Lift out all lines below that contain "React".
########################################
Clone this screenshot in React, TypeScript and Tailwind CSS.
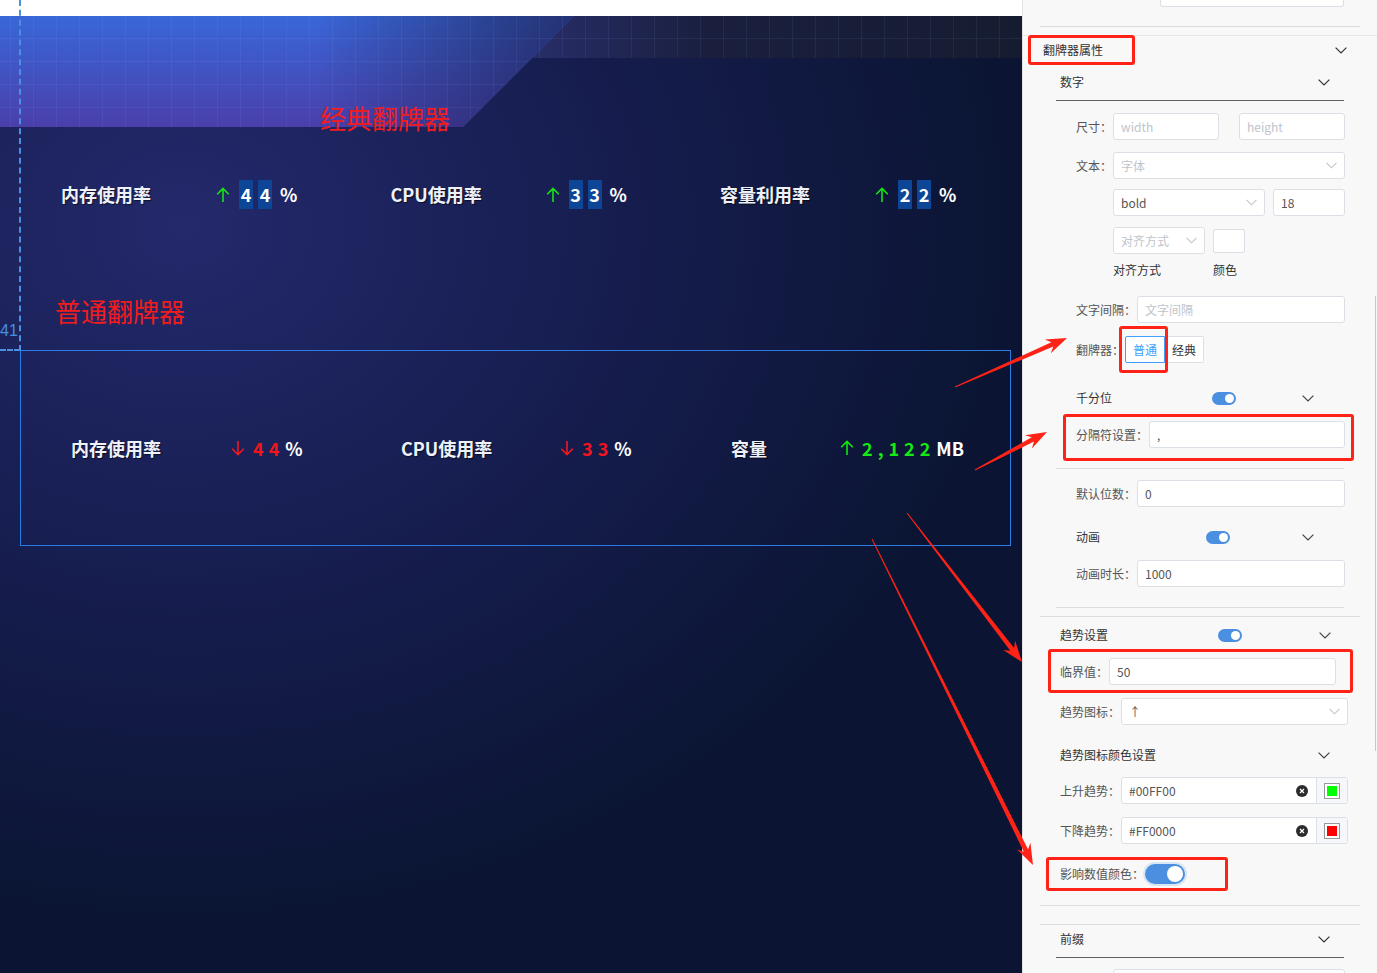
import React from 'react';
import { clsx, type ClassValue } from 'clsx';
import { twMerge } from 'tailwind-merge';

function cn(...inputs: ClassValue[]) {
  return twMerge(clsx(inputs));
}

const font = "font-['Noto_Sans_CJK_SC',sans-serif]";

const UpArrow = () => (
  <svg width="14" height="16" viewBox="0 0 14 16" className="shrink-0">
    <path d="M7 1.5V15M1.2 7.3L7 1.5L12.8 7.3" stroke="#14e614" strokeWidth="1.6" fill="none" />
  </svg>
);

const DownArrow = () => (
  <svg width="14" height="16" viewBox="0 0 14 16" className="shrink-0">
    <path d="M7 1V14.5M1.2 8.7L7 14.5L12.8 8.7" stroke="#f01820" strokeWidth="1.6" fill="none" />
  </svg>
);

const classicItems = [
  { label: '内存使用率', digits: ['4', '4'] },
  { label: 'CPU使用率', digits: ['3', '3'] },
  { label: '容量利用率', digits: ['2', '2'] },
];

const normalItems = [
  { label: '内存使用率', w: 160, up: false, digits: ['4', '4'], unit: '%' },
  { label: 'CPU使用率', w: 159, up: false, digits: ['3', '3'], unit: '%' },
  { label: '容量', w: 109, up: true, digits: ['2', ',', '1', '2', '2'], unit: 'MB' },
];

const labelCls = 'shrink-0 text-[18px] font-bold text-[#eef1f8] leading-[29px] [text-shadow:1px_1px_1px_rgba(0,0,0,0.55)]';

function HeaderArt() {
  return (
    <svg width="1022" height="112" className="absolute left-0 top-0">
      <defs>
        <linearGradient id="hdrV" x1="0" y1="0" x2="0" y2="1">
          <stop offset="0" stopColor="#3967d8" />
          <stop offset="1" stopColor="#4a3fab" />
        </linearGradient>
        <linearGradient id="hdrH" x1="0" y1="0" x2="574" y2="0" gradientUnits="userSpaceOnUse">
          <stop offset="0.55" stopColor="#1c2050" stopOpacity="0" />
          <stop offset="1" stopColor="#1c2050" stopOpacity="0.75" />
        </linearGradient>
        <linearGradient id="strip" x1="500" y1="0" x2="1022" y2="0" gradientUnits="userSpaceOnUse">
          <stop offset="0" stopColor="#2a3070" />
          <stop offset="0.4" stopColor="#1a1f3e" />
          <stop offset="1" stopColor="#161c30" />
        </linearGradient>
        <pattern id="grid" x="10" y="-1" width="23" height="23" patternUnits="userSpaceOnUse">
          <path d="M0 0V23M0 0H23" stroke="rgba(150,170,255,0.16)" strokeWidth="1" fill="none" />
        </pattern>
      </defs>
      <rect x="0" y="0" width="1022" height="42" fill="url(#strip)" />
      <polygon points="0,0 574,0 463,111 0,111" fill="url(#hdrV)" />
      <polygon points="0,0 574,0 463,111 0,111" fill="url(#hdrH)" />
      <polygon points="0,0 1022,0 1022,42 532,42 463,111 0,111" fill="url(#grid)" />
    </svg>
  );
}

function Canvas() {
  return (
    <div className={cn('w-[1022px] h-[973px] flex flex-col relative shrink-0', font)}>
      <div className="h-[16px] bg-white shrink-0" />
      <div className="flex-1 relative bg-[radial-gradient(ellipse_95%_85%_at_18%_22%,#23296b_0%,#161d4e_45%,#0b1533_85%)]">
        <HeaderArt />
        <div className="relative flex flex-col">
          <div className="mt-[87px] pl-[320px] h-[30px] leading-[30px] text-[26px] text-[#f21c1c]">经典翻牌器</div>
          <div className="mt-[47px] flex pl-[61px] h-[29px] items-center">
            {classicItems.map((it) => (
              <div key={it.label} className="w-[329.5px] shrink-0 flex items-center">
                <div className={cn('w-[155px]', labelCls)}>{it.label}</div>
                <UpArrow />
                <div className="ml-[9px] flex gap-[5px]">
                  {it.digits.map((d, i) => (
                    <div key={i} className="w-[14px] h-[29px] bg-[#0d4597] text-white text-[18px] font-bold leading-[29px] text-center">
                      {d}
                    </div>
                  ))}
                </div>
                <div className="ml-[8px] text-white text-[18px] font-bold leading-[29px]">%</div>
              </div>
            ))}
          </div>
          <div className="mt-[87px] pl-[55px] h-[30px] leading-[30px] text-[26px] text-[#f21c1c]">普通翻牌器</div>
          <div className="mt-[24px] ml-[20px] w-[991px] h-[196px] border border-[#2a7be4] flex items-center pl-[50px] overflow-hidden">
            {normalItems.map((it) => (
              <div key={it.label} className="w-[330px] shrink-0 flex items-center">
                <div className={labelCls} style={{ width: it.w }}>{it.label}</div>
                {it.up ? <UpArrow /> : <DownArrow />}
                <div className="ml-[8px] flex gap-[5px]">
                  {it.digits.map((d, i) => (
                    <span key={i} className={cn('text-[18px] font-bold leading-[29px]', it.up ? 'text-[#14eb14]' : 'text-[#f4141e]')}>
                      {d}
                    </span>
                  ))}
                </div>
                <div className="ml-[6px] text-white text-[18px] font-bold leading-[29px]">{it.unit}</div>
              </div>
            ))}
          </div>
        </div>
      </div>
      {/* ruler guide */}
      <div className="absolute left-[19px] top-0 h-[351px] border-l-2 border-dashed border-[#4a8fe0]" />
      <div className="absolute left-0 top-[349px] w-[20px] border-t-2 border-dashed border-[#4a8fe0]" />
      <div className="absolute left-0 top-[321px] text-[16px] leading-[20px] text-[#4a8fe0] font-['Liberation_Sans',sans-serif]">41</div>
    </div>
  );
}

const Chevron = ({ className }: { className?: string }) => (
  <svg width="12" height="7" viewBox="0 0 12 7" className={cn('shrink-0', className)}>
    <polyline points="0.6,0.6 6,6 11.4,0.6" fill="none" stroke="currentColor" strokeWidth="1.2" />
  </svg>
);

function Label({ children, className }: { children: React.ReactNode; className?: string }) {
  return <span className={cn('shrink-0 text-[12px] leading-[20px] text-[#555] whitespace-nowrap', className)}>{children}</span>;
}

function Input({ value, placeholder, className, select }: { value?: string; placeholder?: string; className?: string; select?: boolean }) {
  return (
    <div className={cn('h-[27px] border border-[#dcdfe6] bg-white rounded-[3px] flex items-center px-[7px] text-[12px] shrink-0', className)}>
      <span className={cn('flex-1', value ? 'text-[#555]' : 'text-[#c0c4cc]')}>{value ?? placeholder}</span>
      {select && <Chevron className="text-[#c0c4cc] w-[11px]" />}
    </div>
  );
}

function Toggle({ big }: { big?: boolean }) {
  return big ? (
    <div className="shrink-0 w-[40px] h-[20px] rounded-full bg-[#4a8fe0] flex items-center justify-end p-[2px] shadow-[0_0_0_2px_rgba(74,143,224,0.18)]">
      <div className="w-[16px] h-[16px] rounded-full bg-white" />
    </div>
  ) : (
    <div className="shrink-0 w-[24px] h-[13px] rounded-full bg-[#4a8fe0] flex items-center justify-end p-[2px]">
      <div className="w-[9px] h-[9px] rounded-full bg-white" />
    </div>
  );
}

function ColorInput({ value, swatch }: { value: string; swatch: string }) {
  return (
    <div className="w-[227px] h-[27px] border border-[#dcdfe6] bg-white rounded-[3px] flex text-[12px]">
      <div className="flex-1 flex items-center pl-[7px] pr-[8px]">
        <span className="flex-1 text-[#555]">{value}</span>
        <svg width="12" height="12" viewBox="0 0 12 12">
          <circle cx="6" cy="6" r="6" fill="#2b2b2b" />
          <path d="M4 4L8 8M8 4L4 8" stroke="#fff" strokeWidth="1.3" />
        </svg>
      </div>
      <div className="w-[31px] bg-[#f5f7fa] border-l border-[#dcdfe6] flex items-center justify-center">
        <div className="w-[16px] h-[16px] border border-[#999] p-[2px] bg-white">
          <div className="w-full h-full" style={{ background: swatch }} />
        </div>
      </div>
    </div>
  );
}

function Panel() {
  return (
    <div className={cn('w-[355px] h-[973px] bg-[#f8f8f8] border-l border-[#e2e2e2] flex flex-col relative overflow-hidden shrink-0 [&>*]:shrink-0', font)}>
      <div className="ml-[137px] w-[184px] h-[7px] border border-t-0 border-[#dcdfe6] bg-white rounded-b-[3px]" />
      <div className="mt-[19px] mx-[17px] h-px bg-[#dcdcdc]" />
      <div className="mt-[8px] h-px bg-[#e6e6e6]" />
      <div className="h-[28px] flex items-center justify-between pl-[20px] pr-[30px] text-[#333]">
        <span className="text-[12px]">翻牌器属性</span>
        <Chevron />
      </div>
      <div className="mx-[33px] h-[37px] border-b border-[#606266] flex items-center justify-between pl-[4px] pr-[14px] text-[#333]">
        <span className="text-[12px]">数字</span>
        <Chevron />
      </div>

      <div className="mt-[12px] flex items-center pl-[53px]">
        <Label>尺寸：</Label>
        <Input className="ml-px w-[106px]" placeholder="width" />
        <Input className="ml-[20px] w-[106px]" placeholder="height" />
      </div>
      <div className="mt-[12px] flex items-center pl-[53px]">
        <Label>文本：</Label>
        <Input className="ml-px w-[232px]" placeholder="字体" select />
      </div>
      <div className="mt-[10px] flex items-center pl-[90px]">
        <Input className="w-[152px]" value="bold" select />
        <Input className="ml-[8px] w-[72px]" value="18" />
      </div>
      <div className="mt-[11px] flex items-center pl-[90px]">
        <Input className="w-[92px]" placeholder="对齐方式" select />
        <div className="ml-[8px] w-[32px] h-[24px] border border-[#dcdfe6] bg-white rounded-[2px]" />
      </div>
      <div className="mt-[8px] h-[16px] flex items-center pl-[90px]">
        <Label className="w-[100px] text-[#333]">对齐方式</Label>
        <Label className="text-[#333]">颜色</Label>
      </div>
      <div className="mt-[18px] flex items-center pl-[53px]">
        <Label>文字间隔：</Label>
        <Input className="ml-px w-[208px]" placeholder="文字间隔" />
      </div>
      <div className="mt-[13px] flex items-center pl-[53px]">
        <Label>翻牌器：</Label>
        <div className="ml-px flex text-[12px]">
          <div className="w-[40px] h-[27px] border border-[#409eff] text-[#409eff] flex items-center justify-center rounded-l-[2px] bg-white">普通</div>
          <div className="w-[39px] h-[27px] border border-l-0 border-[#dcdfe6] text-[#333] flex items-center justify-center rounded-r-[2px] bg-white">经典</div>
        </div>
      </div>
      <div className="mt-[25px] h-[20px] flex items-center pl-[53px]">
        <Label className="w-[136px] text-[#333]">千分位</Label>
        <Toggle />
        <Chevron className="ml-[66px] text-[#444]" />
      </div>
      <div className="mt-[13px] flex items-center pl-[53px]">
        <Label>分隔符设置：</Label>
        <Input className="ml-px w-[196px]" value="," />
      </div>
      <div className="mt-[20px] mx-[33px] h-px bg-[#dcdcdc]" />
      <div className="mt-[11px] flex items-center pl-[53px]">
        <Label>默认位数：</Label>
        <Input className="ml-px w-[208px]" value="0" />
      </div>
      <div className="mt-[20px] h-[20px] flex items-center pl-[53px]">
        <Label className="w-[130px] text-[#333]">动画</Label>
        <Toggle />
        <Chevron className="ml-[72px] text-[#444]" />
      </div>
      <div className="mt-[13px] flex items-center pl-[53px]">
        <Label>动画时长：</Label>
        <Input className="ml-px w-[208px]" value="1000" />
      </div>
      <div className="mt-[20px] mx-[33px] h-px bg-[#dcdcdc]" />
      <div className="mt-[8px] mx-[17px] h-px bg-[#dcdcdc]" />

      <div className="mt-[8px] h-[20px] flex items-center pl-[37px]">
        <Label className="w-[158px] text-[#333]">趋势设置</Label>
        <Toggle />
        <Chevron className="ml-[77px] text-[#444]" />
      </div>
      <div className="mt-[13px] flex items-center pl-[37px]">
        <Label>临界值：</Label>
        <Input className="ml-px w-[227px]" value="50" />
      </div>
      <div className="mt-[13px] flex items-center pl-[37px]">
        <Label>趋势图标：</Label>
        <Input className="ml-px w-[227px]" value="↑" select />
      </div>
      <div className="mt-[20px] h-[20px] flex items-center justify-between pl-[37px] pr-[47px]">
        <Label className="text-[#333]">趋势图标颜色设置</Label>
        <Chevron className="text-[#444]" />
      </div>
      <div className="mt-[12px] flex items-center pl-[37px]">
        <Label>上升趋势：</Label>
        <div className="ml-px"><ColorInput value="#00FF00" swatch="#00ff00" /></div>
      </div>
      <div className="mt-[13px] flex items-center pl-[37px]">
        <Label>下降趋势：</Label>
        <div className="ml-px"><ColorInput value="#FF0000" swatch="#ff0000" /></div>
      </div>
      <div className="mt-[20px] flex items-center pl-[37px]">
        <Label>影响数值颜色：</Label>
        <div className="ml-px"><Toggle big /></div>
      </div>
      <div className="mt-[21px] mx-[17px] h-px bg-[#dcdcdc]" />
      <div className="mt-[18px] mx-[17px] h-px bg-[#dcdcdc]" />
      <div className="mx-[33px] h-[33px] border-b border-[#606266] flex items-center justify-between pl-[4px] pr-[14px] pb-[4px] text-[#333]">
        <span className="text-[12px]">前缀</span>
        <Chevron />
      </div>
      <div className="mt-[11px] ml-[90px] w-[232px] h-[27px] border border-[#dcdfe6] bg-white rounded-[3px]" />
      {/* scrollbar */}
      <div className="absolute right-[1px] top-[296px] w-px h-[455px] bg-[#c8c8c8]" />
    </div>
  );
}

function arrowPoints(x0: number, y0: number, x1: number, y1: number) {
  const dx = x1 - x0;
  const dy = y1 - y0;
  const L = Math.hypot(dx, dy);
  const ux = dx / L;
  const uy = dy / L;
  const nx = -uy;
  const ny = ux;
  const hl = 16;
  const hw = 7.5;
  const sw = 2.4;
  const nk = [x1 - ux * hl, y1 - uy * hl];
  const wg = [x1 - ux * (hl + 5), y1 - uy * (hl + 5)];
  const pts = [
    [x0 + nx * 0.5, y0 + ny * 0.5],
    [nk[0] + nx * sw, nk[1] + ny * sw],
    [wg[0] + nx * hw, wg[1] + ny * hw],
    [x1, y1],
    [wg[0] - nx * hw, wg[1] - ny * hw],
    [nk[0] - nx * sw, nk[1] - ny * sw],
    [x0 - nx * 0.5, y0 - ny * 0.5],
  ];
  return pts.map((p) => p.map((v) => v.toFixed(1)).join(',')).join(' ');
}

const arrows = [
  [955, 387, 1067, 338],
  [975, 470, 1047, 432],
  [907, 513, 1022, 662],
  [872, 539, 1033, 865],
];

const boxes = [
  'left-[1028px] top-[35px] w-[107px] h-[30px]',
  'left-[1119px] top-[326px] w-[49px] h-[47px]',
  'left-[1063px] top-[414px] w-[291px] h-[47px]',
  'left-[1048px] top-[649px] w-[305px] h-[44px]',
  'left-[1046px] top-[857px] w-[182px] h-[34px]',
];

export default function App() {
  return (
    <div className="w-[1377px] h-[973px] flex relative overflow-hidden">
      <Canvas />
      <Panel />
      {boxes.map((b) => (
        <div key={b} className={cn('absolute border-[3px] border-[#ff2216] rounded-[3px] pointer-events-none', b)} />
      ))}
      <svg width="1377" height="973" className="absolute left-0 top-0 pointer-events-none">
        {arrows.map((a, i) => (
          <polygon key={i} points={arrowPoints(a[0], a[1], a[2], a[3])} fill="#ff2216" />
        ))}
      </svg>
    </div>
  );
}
########################################
• Exercise output:
Clone this screenshot in React, TypeScript and Tailwind CSS.
import React from 'react';
function Label({ children, className }: { children: React.ReactNode; className?: string }) {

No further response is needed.